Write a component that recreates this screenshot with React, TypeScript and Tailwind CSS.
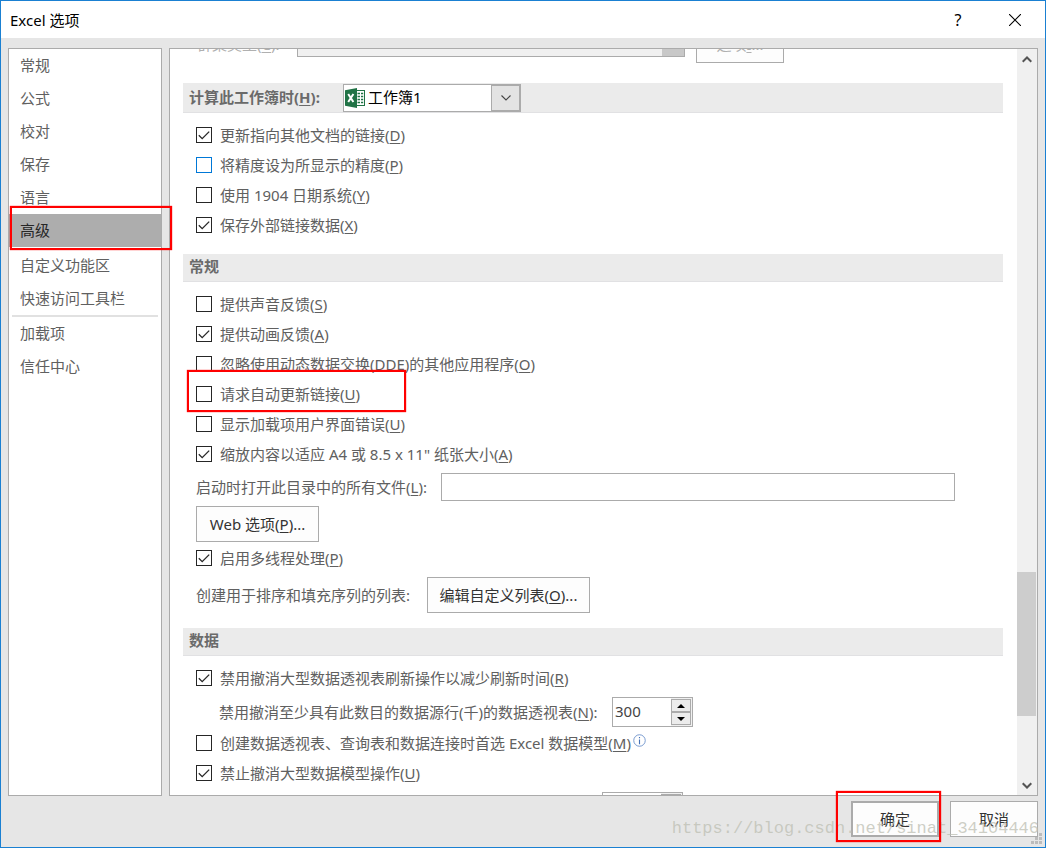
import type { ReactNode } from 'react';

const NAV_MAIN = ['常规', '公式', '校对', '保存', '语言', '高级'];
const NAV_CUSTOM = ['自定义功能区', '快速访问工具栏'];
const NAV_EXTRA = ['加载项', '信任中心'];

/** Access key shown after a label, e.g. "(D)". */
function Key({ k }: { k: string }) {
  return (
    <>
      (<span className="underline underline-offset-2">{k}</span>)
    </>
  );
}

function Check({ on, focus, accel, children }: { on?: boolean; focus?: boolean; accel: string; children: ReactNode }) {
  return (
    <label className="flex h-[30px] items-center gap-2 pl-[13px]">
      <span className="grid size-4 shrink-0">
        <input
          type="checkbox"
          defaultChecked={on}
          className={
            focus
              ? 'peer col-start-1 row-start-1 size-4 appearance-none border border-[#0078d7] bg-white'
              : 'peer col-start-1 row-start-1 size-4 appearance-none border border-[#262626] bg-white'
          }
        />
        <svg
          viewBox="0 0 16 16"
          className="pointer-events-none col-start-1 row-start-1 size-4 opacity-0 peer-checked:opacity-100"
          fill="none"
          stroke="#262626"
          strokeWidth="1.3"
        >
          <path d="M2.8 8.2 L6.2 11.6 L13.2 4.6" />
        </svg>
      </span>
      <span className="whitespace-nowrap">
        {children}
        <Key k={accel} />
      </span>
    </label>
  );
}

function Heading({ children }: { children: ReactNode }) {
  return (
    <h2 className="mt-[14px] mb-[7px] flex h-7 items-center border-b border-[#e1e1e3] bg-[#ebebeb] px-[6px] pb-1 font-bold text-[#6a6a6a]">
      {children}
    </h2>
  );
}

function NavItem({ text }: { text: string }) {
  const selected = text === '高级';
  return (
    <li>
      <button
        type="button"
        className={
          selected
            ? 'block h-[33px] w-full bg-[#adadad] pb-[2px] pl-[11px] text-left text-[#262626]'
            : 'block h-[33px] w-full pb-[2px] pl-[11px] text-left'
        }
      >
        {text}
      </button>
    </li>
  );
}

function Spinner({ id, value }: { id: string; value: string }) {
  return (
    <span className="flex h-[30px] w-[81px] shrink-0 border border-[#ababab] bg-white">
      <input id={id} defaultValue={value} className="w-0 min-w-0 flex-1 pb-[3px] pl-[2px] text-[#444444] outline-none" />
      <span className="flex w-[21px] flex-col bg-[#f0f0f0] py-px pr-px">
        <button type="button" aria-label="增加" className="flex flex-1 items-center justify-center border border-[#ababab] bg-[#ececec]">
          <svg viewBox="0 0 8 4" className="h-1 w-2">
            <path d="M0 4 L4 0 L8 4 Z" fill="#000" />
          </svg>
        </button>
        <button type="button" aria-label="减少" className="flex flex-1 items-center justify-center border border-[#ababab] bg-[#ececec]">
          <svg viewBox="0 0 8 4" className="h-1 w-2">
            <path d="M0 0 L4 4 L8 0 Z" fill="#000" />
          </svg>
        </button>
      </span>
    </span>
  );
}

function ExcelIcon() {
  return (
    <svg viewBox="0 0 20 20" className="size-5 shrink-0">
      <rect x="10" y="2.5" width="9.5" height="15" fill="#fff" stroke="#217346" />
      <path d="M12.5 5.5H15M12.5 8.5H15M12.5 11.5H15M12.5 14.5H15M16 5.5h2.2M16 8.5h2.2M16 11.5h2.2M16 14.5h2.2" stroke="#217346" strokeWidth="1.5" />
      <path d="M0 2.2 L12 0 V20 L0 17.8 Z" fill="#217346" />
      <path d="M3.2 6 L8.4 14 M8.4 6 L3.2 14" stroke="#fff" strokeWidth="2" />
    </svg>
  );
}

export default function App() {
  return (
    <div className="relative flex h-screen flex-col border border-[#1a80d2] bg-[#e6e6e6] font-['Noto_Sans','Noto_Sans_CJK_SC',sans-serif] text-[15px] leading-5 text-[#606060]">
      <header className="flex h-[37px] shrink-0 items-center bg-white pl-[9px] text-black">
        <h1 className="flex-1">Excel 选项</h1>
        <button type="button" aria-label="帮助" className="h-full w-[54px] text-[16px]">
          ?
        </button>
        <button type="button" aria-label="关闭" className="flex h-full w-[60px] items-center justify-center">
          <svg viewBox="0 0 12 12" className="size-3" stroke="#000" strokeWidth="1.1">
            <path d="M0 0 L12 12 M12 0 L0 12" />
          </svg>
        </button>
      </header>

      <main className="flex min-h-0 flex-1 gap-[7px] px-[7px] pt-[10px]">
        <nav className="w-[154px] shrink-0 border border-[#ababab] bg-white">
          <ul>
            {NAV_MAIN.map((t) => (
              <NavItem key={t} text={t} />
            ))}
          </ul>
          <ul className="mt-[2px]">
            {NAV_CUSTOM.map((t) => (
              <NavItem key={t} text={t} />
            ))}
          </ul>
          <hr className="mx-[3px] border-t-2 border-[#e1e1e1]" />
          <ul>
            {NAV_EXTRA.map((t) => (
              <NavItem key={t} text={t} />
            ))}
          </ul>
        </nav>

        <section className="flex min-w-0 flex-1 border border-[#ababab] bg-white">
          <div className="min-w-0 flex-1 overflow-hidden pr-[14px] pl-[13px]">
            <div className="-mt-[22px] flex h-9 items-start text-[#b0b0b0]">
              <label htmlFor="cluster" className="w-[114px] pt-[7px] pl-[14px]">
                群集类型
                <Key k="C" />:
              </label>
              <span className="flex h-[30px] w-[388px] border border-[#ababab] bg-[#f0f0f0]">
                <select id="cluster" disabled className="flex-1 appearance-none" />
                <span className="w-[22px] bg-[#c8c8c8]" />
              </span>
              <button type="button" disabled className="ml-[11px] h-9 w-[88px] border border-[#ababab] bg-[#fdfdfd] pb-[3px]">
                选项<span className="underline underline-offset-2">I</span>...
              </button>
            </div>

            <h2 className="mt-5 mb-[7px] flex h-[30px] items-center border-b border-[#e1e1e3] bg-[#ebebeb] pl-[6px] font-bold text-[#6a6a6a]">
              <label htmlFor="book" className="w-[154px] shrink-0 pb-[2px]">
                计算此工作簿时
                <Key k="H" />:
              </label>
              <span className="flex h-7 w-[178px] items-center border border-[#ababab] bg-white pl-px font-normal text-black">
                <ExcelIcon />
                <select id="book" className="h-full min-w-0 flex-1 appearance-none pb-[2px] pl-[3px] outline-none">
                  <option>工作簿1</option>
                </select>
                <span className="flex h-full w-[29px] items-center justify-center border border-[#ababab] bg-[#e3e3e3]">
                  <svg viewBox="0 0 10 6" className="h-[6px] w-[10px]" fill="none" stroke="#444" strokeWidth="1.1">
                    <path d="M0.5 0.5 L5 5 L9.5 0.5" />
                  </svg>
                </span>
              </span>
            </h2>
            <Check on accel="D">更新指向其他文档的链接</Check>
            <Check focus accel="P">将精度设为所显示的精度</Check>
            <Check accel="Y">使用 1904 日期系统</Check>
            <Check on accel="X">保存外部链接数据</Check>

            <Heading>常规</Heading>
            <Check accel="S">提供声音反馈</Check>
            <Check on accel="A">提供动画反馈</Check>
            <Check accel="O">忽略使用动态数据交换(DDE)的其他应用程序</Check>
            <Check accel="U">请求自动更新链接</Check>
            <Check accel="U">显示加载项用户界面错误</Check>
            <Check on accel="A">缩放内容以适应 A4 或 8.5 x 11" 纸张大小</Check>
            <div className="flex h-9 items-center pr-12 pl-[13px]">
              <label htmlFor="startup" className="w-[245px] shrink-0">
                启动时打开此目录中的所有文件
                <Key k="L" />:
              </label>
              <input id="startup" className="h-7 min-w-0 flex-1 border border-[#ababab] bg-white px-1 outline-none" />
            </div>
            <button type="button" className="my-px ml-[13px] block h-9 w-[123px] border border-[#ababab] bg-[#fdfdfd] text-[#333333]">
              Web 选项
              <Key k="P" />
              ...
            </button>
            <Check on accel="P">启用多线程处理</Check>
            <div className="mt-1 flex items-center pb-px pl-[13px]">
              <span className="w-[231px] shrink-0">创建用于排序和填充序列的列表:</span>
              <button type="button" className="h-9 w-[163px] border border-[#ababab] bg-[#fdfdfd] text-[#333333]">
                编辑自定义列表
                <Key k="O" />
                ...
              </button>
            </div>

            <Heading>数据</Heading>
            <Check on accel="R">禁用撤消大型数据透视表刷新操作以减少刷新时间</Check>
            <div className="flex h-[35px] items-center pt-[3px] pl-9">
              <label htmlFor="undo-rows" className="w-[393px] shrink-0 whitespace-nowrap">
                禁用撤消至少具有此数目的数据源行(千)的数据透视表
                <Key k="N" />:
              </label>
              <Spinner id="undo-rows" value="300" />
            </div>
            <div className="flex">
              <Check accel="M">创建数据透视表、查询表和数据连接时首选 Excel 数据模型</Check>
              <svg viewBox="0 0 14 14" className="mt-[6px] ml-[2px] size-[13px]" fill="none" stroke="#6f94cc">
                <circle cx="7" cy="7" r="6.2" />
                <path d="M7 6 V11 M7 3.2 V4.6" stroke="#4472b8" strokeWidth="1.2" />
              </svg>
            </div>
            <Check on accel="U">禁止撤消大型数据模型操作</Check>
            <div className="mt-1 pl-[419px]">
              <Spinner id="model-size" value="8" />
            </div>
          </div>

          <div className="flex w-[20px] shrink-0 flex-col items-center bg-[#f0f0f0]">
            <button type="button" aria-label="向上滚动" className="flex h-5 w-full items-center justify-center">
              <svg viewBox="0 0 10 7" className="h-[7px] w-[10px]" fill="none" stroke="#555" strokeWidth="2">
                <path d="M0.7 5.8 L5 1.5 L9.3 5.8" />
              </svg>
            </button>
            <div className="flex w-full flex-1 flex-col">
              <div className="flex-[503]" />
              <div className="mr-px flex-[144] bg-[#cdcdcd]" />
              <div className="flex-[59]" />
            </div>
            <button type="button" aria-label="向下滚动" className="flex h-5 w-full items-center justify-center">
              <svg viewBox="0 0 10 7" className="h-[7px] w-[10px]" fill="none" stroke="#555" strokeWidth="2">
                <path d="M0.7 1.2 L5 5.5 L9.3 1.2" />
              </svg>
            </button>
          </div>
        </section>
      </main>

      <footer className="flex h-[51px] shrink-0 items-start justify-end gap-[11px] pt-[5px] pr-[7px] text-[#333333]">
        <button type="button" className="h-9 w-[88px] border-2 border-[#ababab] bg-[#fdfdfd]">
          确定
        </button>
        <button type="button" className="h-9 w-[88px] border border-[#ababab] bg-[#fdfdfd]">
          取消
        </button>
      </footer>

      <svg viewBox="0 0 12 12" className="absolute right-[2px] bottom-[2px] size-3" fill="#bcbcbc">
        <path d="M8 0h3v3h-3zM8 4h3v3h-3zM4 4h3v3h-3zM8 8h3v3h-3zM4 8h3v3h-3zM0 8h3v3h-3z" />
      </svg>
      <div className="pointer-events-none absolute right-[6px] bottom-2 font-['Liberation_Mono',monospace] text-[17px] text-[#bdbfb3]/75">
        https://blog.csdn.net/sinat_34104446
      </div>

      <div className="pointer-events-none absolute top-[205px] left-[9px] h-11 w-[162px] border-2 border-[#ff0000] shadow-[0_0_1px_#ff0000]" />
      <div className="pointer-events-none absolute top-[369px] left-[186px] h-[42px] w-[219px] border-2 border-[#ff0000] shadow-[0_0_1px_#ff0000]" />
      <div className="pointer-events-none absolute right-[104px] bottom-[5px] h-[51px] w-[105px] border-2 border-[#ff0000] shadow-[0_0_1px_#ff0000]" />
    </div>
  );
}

—————

**GOAL:** Leave out the pictures and restate, word for word, the lines from the top of the data through the line containing "const NAV_EXTRA = ['加载项', '信任中心'];", both included.

**ANSWER FOR THIS EXERCISE:**
Write a component that recreates this screenshot with React, TypeScript and Tailwind CSS.
import type { ReactNode } from 'react';

const NAV_MAIN = ['常规', '公式', '校对', '保存', '语言', '高级'];
const NAV_CUSTOM = ['自定义功能区', '快速访问工具栏'];
const NAV_EXTRA = ['加载项', '信任中心'];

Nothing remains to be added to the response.